My Take | Is China committing ‘genocide’ by promoting tourism and development?
Much of UK media and academia have helped manufacture spurious claims about Xinjiang while denying real monstrous crimes elsewhere that many of them sponsor or otherwise justify

So this is how the Chinese commit genocide and crimes against humanity, according to much of the Anglo-American media and academia, which have valiantly resisted Beijing’s attempt to censor them in their home countries.
According to a new BBC report, tourism is booming in Xinjiang. The ground zero of alleged Chinese genocide last year welcomed 300 million visitors, more than double the number in 2018.

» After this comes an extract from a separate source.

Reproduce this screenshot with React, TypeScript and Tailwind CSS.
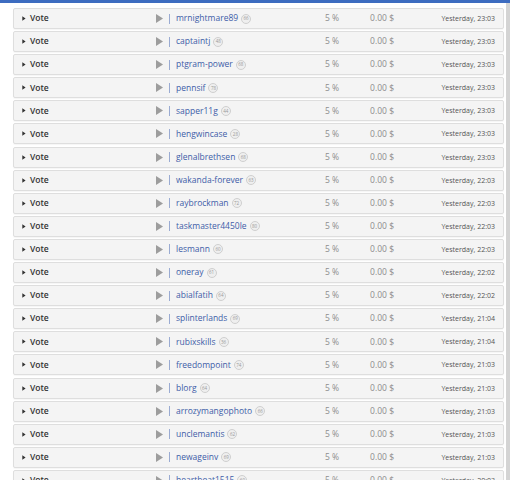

“Beijing has pumped in billions of dollars to develop infrastructure, help produce TV dramas set in its unusual landscapes, and has occasionally welcomed foreign media on carefully orchestrated tours,” the BBC reported.
“It has been repackaging the controversial region into a tourist haven, touting not just its beauty but also the very local ‘ethnic’ experiences that rights groups say it is trying to erase.”
Come again, erasing by promoting?
But, the report goes on: “[Xinjiang] became infamous for some of the worst allegations of Chinese authoritarianism, from the detention of more than a million Uygur Muslims in so-called “re-education camps”, to claims of crimes against humanity.”
The authorities have repaired and upgraded the old town of Kashgar, a historic centre of Uygur culture. With about 24,400 mosques in Xinjiang, it has more of them than any non-Muslim country, and five times the combined numbers of the United States and Britain where Islamophobia is endemic.